The expression, “better promises”, focusses us somewhat on the future because it has to do with karma and the reward the righteous living, but it also implies better living in the here and now, since now is the only piece of eternity that we can experience on this consciousness level.
I recently stumbled across the section from Steiner’s Philosophy of Freedom, which bears on the subject of “mediator. Note, below, that Steiner expresses the idea of creating concepts out of words with the word “thinking”:
“Concepts cannot be gained through observation. This follows from the simple fact that the growing human being only slowly and gradually forms the concepts corresponding to the objects which surround him. Concepts are added to observation.
A philosopher widely read at the present day -- Herbert Spencer, -- describes the mental process which we carry out with respect to observation as follows:
“If, when walking through the fields some day in September, you hear a rustle a few yards in advance, and on observing the ditch-side where it occurs, see the herbage agitated, you will probably turn towards the spot to learn by what this sound and motion are produced. As you approach there flutters into the ditch a partridge; on seeing which your curiosity is satisfied -- you have what you call an explanation of the appearances. The explanation, mark, amounts to this; that whereas throughout life you have had countless experiences of disturbance among small stationary bodies, accompanying the movement of other bodies among them, and have generalized the relation between such disturbances and such movements, you consider this particular disturbance explained on finding it to present an instance of the like relation.”
A closer analysis shows matters to stand very differently from the way described above. When I hear a noise, I first look for the concept which fits this observation. It is this concept which first leads me beyond the mere noise. If one thinks no further, one simply hears the noise and is content to leave it at that. But my reflecting makes it clear to me that I have to regard the noise as an effect. Therefore not until I have connected the concept of effect with the perception of the noise, do I feel the need to go beyond the solitary observation and look for the cause. The concept of effect calls up that of cause, and my next step is to look for the object which is being the cause, which I find in the shape of the partridge. But these concepts, cause and effect, I can never gain through mere observation, however many instances the observation may cover. Observation evokes thinking, and it is thinking that first shows me how to link one separate experience to another.
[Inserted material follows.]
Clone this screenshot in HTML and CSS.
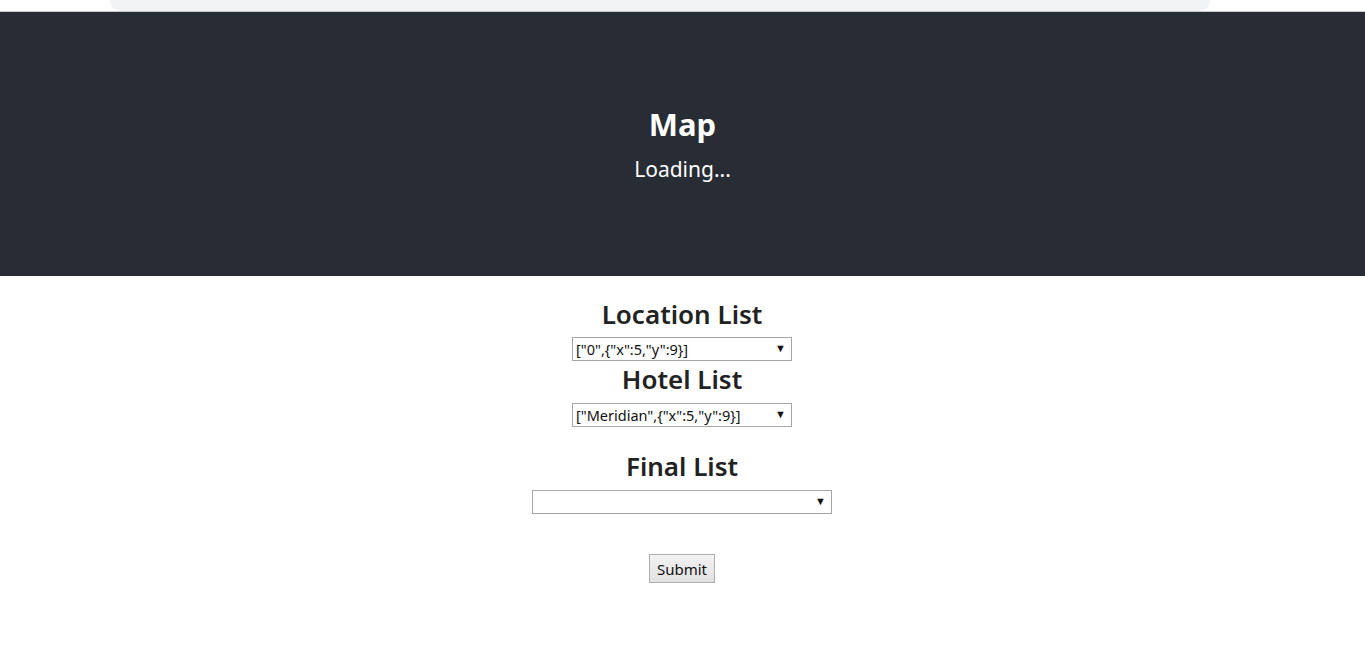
FILE: index.html
```html
<!DOCTYPE html>
<html>
<head>
<meta charset="utf-8">
<link rel="stylesheet" href="styles.css">
</head>
<body>
<div class="chrome"><div class="addr"></div></div>
<header class="app-header">
  <h1 class="title">Map</h1>
  <p class="loading">Loading...</p>
</header>
<main class="lists">
  <h2 class="list-title first">Location List</h2>
  <div class="sel sel-sm"><select><option>["0",{"x":5,"y":9}]</option></select><span class="arrow">▼</span></div>
  <h2 class="list-title hotel">Hotel List</h2>
  <div class="sel sel-sm"><select><option>["Meridian",{"x":5,"y":9}]</option></select><span class="arrow">▼</span></div>
  <h2 class="list-title final">Final List</h2>
  <div class="sel sel-lg"><select><option></option></select><span class="arrow">▼</span></div>
  <button class="submit">Submit</button>
</main>
</body>
</html>
```
FILE: styles.css
```css
html, body {
  margin: 0;
  padding: 0;
  background: #fff;
  font-family: "Noto Sans", "Open Sans", sans-serif;
  color: #222;
}
.chrome {
  height: 11px;
  background: #fff;
  border-bottom: 1px solid #c8c8c8;
  display: flex;
}
.addr {
  margin-left: 110px;
  width: 1100px;
  background: #f1f3f4;
  border-radius: 0 0 10px 10px;
}
.app-header {
  height: 264px;
  background: #282c34;
  color: #fff;
  display: flex;
  flex-direction: column;
  align-items: center;
  justify-content: center;
}
.title {
  margin: 0 0 2px;
  font-size: 31px;
  font-weight: 700;
  line-height: 40px;
}
.loading {
  margin: 8px 0 0;
  font-size: 21px;
  line-height: 30px;
}
.lists {
  display: flex;
  flex-direction: column;
  align-items: center;
  padding-right: 1px;
}
.list-title {
  margin: 0 0 6px;
  font-size: 26px;
  font-weight: 600;
  line-height: 34px;
  color: #222;
}
.list-title.first { margin-top: 21px; }
.list-title.hotel { margin-top: 1px; margin-bottom: 7px; }
.list-title.final { margin-top: 22px; margin-bottom: 7px; }
.sel {
  position: relative;
  height: 24px;
}
.sel-sm { width: 220px; }
.sel-lg { width: 300px; }
.sel select {
  -webkit-appearance: none;
  appearance: none;
  box-sizing: border-box;
  width: 100%;
  height: 24px;
  margin: 0;
  border: 1px solid #a6a6a6;
  border-radius: 0;
  background: #fff;
  font-family: inherit;
  font-size: 14.5px;
  color: #111;
  padding: 0 16px 0 3px;
}
.arrow {
  position: absolute;
  right: 6px;
  top: 5px;
  font-size: 11px;
  line-height: 12px;
  color: #111;
  pointer-events: none;
}
.submit {
  margin-top: 40px;
  width: 66px;
  height: 29px;
  box-sizing: border-box;
  border: 1px solid #adadad;
  border-radius: 0;
  background: linear-gradient(#f2f2f2, #e1e1e1);
  font-family: inherit;
  font-size: 15px;
  color: #111;
  padding: 0;
}
```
If one demands of a "strictly objective science" that it should take its content from observation alone, then one must at the same time demand that it should forego all thinking. For thinking, by its very nature, goes beyond what is observed.
We must now pass from thinking to the being that thinks; for it is through the thinker that thinking is combined with observation. Human consciousness is the stage upon which concept and observation meet and become linked to one another. In saying this we have in fact characterized this (human) consciousness. It is the mediator between thinking and observation. In as far as we observe a thing it appears to us as given; in as far as we think, we appear to ourselves as being active. We regard the thing as object and ourselves as thinking subject. Because we direct our thinking upon our observation, we have consciousness of objects; because we direct it upon ourselves, we have consciousness of ourselves, or self-consciousness.
Human consciousness must of necessity be at the same time self-consciousness because it is a consciousness which thinks. For when thinking contemplates its own activity, it makes its own essential being, as subject, into a thing, as object.”
What we mean to say here, is that consciousness creates both the material world, and the egoic world. Seen from this Perspective, our mundane sensations may be magnified and transformed into radiant heavenly energies, which resonate with both the lower and the higher consciousness levels simultaneously. Indeed, the new covenant, which includes the promise of a better life, was a change in Perspective for humanity from the rational to the spiritual, the essence of the spiritual being LOVE. The new covenant is a message of love brought to a cold and loveless world. Reaching out of themselves, grasping the connectedness between themselves and others, Man sought this love through acts of will. The Age of Rationality always worked to separate man from man by enabling him to make distinctions, distinctions emphasizing separateness. The Age of Grace has taught us that this separateness, this isolation, is healed by Love—Love made available to us through grace, NOT WILL. Distinctionless, bottomless, unconditional love is the impersonal force that forges a pathway to God.
Going on:
Hebrews 8:10
“10 This is the covenant I will make with the house of Israel after that time, declares the Lord. I will put my laws in their minds and write them on their hearts. I will be their God, and they will be my people.”
“I will put the new laws in their minds and write them on their hearts.” This is an interesting expression. To write the new laws of spirituality on the heart is definitely a new age expression. It also brings the mediator into the spotlight again, because the mediator’s main medium of expression is the heart. The higher spiritual truths are only understood in the language of the heart.
Going on:
Hebrews 8:11-13
“11 No longer will a man teach his neighbor, or a man his brother, saying, 'Know the Lord,' because they will all know me, from the least of them to the greatest.
12 For I will forgive their wickedness and will remember their sins no more."
13 By calling this covenant "new," he has made the first one obsolete; and what is obsolete and aging will soon disappear.”
The Eighth Chapter of Hebrews describes and prophesies the New Covenant—everything new, everything different. All of the properties of the New Covenant, so described, reside in the abstract—everything real refers to spiritual reality: The New Covenant, the True Tabernacle, the Change of the Priesthood, the Oath of God, and Patterns of Heavenly Forms. It is such a glorious message of Hope that it sort of helps to put yourself back in the days of Paul and imagine what this message would feel like to those who were hearing it for the very first time. Then we ought to really feel the newness of spiritual experience, as each anomalous now parades us through the halls of time where, at the end of the tunnel, we meet Jesus.
Let us pray: Jesus, thank you for this message of hope and for the newness of life contained in every moment we spend with You. Amen.